Sisyphus would start pushing the rock back up the hill.
“One man’s artistic trash is another man’s spiritual treasure.”
Marc writes: “We are the ones who, in participation with God, make art awesome. If your music is bad, and you’re praying that God will do something great with it, stop praying and make better music.”
His advice is half-right, in my opinion. Yes, make better music. Give God your best. But do not stop praying or asking God to do something great with your efforts, even with the work that was lazy or wasn’t your best. You might have written the worst song in the world, but you never know whose life it might change. One man’s artistic trash is another man’s spiritual treasure. Never stop believing that God can use even your worst efforts to touch the lives of others.

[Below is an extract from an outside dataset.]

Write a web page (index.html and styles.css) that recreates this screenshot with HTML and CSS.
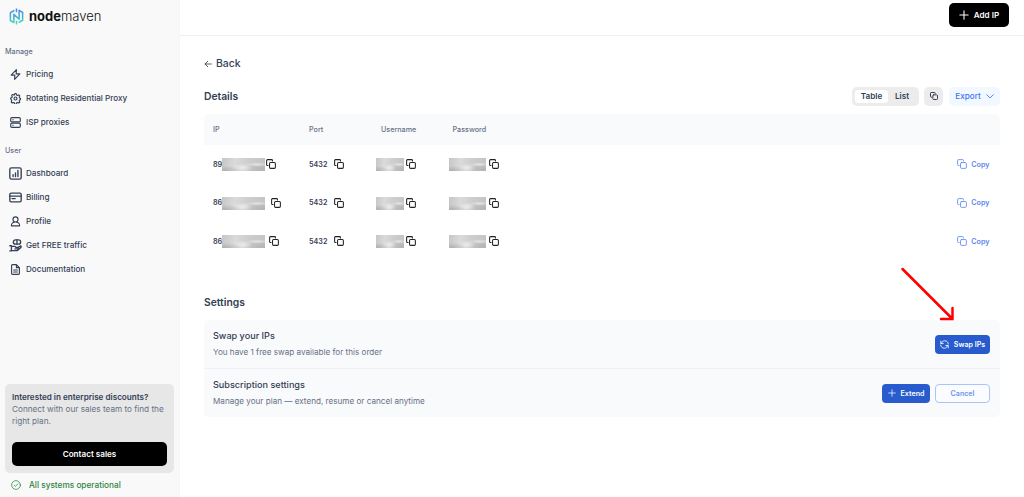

Never stop relying on God’s miraculous grace to turn your puny loaves of bread into a feast for thousands.
And, despite any criticisms, Marc’s article on Patheos.com is truly excellent, and it has been very challenging to consider. We should never make excuses for poor artistic efforts, and I can’t help but wonder what would happen if artists like Jeremy Camp, tobyMac, Kirk Franklin, or Colton Dixon left their Christian record labels and took Marc’s advice: enter the secular fray and make great music with a Christian worldview as its anchor point — even if they don’t overtly say “Praise Jesus” in every song or call their songs “Christian music.”
I will be mulling over the points of his article for a long time to come, and I hope you will do the same.